In an opinion piece for the Proceedings of the National Academy of Arts and Sciences, Lo and his collaborator Simon Levin of Princeton University “propose that the financial system has crossed a threshold of complexity where the system is evolving faster than regulators and regulations can keep pace,” necessitating a new, interdisciplinary paradigm for modeling and predicting system-wide risk.
New ways to measure risk
An instrumental feature of the ecosystem model is its capacity to detail complexity — both of the system’s components and their interactions. The network modeling of systems does the same, but from an engineering perspective.
“The issue of how individual level shocks can propagate, amplify, and create systemic risk is clearly a systems question,” says Asu Ozdaglar, director of the Laboratory for Information and Decision Systems (LIDS) and a faculty lead of the IDSS finance efforts. “Decades of research at LIDS and MIT School of Engineering, which has studied systems approaches and how these create stabilities or instabilities under different circumstances, is highly relevant to understanding systemic risk.”
In some of her most recent research, Ozdalgar, the Joseph F. and Nancy P. Keithley Professor in Electrical Engineering; Daron Acemoglu, the Elizabeth and James Killian Professor of Economics; and their colleague Alireza Tahbaz-Salehi of Columbia University, explore the relationship between network architectures and systemic risk. Their research demonstrates that network architecture as a whole, rather than an individual component’s number and quality of connections, can be a better indicator of when shocks to a system might propagate. By modeling the effect of small shocks (a few defaulted loans, say) compared with large shocks (such as multi-bank failures) on different types of networks, Ozdaglar, Acemoglu, and Tahbaz-Salehi show key features of financial contagion. Their results indicate that densely connected networks are well-equipped to deal with small shocks — diversification helps to absorb them — whereas, sparse, or less-connected networks are less able to do so. Interestingly, however, there is a “phase transition,” and when shock size crosses a certain threshold it is the dense networks that do poorly — the interconnections facilitate contagion — while the more isolated connections in sparse networks stop failures from spreading. Ozdaglar writes in an article for MIT’s EECS Connector, “Financial interconnections create stability in response to small shocks but become powerful dominoes when shocks are large.”
Using data to see the big picture
Equally important to understanding systemic risk are the data underpinning the models. In order to fully appreciate the forces driving market behavior it is essential to have data that are coherent, coordinated across sectors, and accessible.
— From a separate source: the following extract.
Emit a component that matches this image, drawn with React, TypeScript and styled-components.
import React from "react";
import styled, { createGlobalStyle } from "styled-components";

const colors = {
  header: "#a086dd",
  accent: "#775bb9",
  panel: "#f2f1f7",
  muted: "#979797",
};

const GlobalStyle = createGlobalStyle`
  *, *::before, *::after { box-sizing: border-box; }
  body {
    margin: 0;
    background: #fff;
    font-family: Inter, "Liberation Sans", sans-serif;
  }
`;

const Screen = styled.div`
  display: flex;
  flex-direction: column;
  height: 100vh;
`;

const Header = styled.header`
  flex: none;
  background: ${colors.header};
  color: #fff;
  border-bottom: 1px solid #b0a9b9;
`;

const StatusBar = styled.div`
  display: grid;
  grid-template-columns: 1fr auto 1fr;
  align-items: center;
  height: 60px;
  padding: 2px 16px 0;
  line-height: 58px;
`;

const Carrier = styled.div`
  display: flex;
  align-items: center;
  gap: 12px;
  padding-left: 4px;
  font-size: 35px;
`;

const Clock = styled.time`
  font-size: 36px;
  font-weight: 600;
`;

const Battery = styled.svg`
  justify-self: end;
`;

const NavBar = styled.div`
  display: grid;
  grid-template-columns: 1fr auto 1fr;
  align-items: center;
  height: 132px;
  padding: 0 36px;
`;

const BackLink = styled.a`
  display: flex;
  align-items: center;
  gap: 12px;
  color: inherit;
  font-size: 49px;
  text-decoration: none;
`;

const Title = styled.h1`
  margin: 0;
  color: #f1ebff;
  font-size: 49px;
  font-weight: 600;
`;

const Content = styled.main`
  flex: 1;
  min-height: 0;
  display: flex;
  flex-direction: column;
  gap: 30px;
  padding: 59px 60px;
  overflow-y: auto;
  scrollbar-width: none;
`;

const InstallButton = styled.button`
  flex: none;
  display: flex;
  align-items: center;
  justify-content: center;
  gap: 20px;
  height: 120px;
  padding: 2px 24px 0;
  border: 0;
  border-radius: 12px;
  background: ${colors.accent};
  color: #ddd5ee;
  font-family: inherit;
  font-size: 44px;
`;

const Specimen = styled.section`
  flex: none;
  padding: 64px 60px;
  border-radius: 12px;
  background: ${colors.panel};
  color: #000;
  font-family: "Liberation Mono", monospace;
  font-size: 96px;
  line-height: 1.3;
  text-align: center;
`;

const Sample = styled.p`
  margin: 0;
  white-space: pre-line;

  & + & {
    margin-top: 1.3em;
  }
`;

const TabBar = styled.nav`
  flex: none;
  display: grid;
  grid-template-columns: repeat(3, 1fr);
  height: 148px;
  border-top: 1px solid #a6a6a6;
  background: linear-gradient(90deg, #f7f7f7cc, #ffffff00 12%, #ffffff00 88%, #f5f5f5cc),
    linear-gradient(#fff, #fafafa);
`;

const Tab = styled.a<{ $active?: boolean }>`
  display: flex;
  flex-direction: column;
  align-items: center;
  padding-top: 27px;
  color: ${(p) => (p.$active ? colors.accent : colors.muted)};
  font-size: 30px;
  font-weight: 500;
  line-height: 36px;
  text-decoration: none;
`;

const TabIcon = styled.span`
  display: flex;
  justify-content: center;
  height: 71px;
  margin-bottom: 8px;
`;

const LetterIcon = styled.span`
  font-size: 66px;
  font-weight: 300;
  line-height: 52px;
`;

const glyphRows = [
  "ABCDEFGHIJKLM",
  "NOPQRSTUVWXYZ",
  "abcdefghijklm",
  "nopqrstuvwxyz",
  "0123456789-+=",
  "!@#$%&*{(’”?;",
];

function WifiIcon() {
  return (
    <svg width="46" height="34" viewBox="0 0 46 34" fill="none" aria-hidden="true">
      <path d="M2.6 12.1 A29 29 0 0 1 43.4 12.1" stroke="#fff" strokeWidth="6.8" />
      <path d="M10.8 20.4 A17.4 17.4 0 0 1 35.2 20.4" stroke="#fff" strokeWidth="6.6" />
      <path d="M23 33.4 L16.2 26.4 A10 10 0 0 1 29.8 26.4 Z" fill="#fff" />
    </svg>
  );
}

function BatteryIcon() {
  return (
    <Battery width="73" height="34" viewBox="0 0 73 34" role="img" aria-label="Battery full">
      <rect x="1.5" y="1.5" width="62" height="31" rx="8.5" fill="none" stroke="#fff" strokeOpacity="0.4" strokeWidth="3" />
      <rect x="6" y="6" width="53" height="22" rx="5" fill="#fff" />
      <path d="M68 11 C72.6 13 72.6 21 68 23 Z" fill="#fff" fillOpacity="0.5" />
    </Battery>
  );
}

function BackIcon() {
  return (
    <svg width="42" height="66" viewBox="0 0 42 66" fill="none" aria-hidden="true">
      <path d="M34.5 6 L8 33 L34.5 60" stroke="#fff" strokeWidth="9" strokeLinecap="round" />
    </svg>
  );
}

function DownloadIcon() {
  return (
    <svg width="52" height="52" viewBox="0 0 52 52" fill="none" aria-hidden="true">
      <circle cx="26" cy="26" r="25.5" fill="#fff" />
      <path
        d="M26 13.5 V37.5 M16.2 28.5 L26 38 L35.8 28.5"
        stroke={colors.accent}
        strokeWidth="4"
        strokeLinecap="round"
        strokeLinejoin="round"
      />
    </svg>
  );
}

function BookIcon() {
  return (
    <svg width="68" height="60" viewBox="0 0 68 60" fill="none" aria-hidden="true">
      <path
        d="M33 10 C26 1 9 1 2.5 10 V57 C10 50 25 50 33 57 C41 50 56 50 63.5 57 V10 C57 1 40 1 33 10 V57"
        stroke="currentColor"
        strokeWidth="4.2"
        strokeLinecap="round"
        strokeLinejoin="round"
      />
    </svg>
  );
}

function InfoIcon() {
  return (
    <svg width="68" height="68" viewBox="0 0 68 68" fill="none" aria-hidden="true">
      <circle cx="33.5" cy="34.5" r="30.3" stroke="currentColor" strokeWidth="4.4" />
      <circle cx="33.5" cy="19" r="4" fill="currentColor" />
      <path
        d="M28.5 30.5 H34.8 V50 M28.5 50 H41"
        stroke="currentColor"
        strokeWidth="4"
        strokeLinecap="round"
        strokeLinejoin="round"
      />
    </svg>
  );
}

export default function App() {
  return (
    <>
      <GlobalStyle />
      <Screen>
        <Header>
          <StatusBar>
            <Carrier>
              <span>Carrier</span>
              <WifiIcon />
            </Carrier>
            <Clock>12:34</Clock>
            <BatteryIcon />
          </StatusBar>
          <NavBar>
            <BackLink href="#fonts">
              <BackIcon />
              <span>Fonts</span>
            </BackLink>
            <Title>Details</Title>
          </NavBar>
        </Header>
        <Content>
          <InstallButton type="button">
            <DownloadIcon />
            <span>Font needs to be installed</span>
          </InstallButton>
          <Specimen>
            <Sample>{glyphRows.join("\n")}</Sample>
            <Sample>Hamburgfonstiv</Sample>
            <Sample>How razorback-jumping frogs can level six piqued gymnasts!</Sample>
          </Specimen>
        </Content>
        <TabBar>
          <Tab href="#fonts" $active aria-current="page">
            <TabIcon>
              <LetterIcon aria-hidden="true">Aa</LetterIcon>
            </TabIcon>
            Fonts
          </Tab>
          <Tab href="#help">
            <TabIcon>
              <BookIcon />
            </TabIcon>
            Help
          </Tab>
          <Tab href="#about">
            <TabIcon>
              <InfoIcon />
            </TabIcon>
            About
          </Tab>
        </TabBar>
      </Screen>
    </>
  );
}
This was made clear in the wake of the 2008 crisis: At that time, even systemically important institutions, such as Lehman or AIG, were not required to share critical risk data with regulatory agencies, making it impossible to detect early signs of trouble or to implement rapid resolution plans. The Dodd-Frank Wall Street Reform and Consumer Protection Act, passed in 2010, changed this landscape by mandating central reporting of large swaths of data. However, in today’s financial markets this is just one new source of information for regulators to manage. There has also been exponential growth of data sets from other areas, like market intelligence and social media platforms, and Internet search tools.
With all of this newly available data, much of it highly granular, come the challenges of managing and and analyzing it: navigating its sheer size, ensuring its privacy and security for all stakeholders, and being able to derive models from it to inform policy and decision making. One key way IDSS researchers are addressing these challenges is in collaboration with the Consortium for Systemic Risk Analytics (CSRA). CSRA was founded in 2010 by a group of researchers from finance and academia — including Lo — who saw how badly the financial system was affected by the incomplete indicators of systemic risk available in 2008. IDSS, along with the Laboratory for Financial Engineering, the Center for Finance and Policy, and CSRA are collaborating on developing tools, such as open-source software and a public-access systemic risk dashboard, to deepen understanding of systemic risk and to develop new risk analytics that can serve as early warning systems.
A particularly unique challenge in managing financial data is privacy. Unlike many other industries, whose trade knowledge and ideas are patentable and therefore protected, the financial industry’s intellectual property is largely unpatentable, consisting of business processes that are trade secrets and therefore proprietary. This, combined with issues of consumer data privacy, can create a significant obstacle to accessible data. The tension between protecting trade secrets and providing regulators with systemic risk transparency is another topic addressed by IDSS researchers. Lo and Pentland have, for example, with different respective projects, worked on cryptographic computational methods called “secure multiparty computation tools” which allow aggregate risk exposures to be determined without compromising the privacy of any individual institutions; only encrypted information is used by the regulators.
“Big data and machine learning have completely transformed several industries,” says Lo. “I think the same thing is happening to the financial industry. We’re now seeing interconnections among different parts of the system that have never really been visible before. Thanks to the combination of large amounts of data and our ability to analyze that data to develop new narratives, we can now manage risk much more effectively and also identify new sources of value for investors and other financial market participants. It’s launched a whole new golden age of financial innovation and discovery.”
The multidisciplinary approach
IDSS, in drawing talent from many disciplines, allows the financial system to be viewed from multiple vantage points. “Different approaches bring different perspectives, which are always useful,” says Ozdaglar. For instance, “the approach to systemic risk developed originally in LIDS is not only strongly interdisciplinary, but takes a systems approach, which is well catered to the problems at hand.”
What makes the multidisciplinary work at IDSS stand out, though, from the many important and highly collaborative research projects happening at MIT, is its scope. “The way IDSS is organized is around big challenges,” says Lo. “And it’s that scope that makes the effort different from anything that’s ever been done before. We’re focusing on some of the most difficult problems facing society. Systemic risk is not just in the financial system, but it also affects the environment, through climate change, for example. Very large systems are often systems that everyone takes for granted and, therefore, nobody feels responsible for understanding or maintaining them. By focusing squarely on these systemic issues, we can make much more progress than before and have lasting impact, not just on our academic endeavors, but on society itself.”
This article is part of a series highlighting major areas of research and innovation at MIT’s new Institute for Data, Systems, and Society.